• _Task statement_:
Copy each line below exactly and leave the pictures out.
↓↓↓
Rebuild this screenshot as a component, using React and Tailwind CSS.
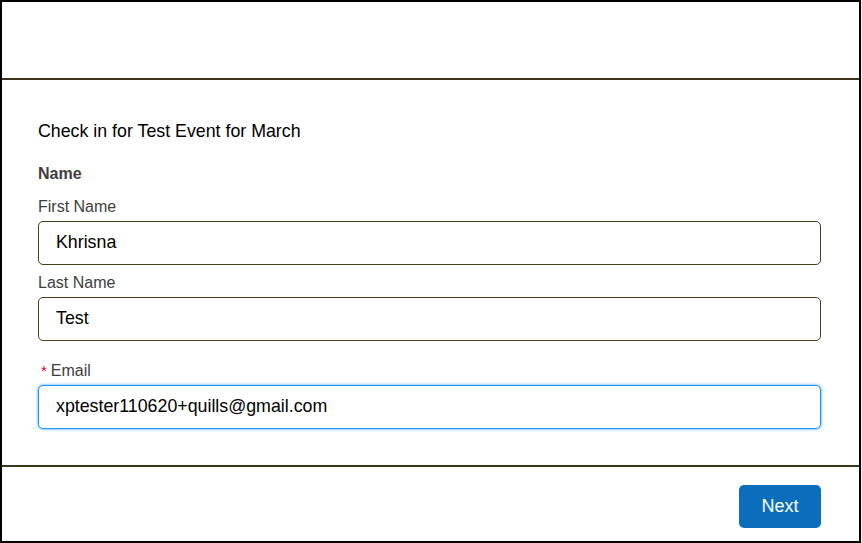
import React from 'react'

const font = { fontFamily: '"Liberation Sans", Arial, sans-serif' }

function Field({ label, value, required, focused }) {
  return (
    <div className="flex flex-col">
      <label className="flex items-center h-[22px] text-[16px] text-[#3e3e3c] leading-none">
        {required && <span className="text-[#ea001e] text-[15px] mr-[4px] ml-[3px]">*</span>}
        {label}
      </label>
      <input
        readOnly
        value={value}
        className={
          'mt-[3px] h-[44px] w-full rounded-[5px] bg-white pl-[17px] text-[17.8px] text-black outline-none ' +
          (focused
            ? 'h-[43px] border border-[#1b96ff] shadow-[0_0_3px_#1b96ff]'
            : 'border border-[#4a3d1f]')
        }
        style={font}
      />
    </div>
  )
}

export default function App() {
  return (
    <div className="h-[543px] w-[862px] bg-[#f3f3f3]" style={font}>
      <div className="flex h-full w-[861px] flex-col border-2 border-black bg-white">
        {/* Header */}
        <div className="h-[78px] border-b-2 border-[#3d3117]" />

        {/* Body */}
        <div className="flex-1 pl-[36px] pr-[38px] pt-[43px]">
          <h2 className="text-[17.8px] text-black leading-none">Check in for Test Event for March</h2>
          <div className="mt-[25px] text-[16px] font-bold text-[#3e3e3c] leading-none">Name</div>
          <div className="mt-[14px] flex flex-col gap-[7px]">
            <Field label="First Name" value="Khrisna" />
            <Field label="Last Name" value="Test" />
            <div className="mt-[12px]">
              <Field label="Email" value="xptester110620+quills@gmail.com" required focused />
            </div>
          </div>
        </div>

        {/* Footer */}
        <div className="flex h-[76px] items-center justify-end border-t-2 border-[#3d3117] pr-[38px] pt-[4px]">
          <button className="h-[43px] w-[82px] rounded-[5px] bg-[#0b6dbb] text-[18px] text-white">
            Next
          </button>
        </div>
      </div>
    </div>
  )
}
↑↑↑
• _Result_:
Rebuild this screenshot as a component, using React and Tailwind CSS.
import React from 'react'

const font = { fontFamily: '"Liberation Sans", Arial, sans-serif' }

function Field({ label, value, required, focused }) {
  return (
    <div className="flex flex-col">
      <label className="flex items-center h-[22px] text-[16px] text-[#3e3e3c] leading-none">
        {required && <span className="text-[#ea001e] text-[15px] mr-[4px] ml-[3px]">*</span>}
        {label}
      </label>
      <input
        readOnly
        value={value}
        className={
          'mt-[3px] h-[44px] w-full rounded-[5px] bg-white pl-[17px] text-[17.8px] text-black outline-none ' +
          (focused
            ? 'h-[43px] border border-[#1b96ff] shadow-[0_0_3px_#1b96ff]'
            : 'border border-[#4a3d1f]')
        }
        style={font}
      />
    </div>
  )
}

export default function App() {
  return (
    <div className="h-[543px] w-[862px] bg-[#f3f3f3]" style={font}>
      <div className="flex h-full w-[861px] flex-col border-2 border-black bg-white">
        {/* Header */}
        <div className="h-[78px] border-b-2 border-[#3d3117]" />

        {/* Body */}
        <div className="flex-1 pl-[36px] pr-[38px] pt-[43px]">
          <h2 className="text-[17.8px] text-black leading-none">Check in for Test Event for March</h2>
          <div className="mt-[25px] text-[16px] font-bold text-[#3e3e3c] leading-none">Name</div>
          <div className="mt-[14px] flex flex-col gap-[7px]">
            <Field label="First Name" value="Khrisna" />
            <Field label="Last Name" value="Test" />
            <div className="mt-[12px]">
              <Field label="Email" value="xptester110620+quills@gmail.com" required focused />
            </div>
          </div>
        </div>

        {/* Footer */}
        <div className="flex h-[76px] items-center justify-end border-t-2 border-[#3d3117] pr-[38px] pt-[4px]">
          <button className="h-[43px] w-[82px] rounded-[5px] bg-[#0b6dbb] text-[18px] text-white">
            Next
          </button>
        </div>
      </div>
    </div>
  )
}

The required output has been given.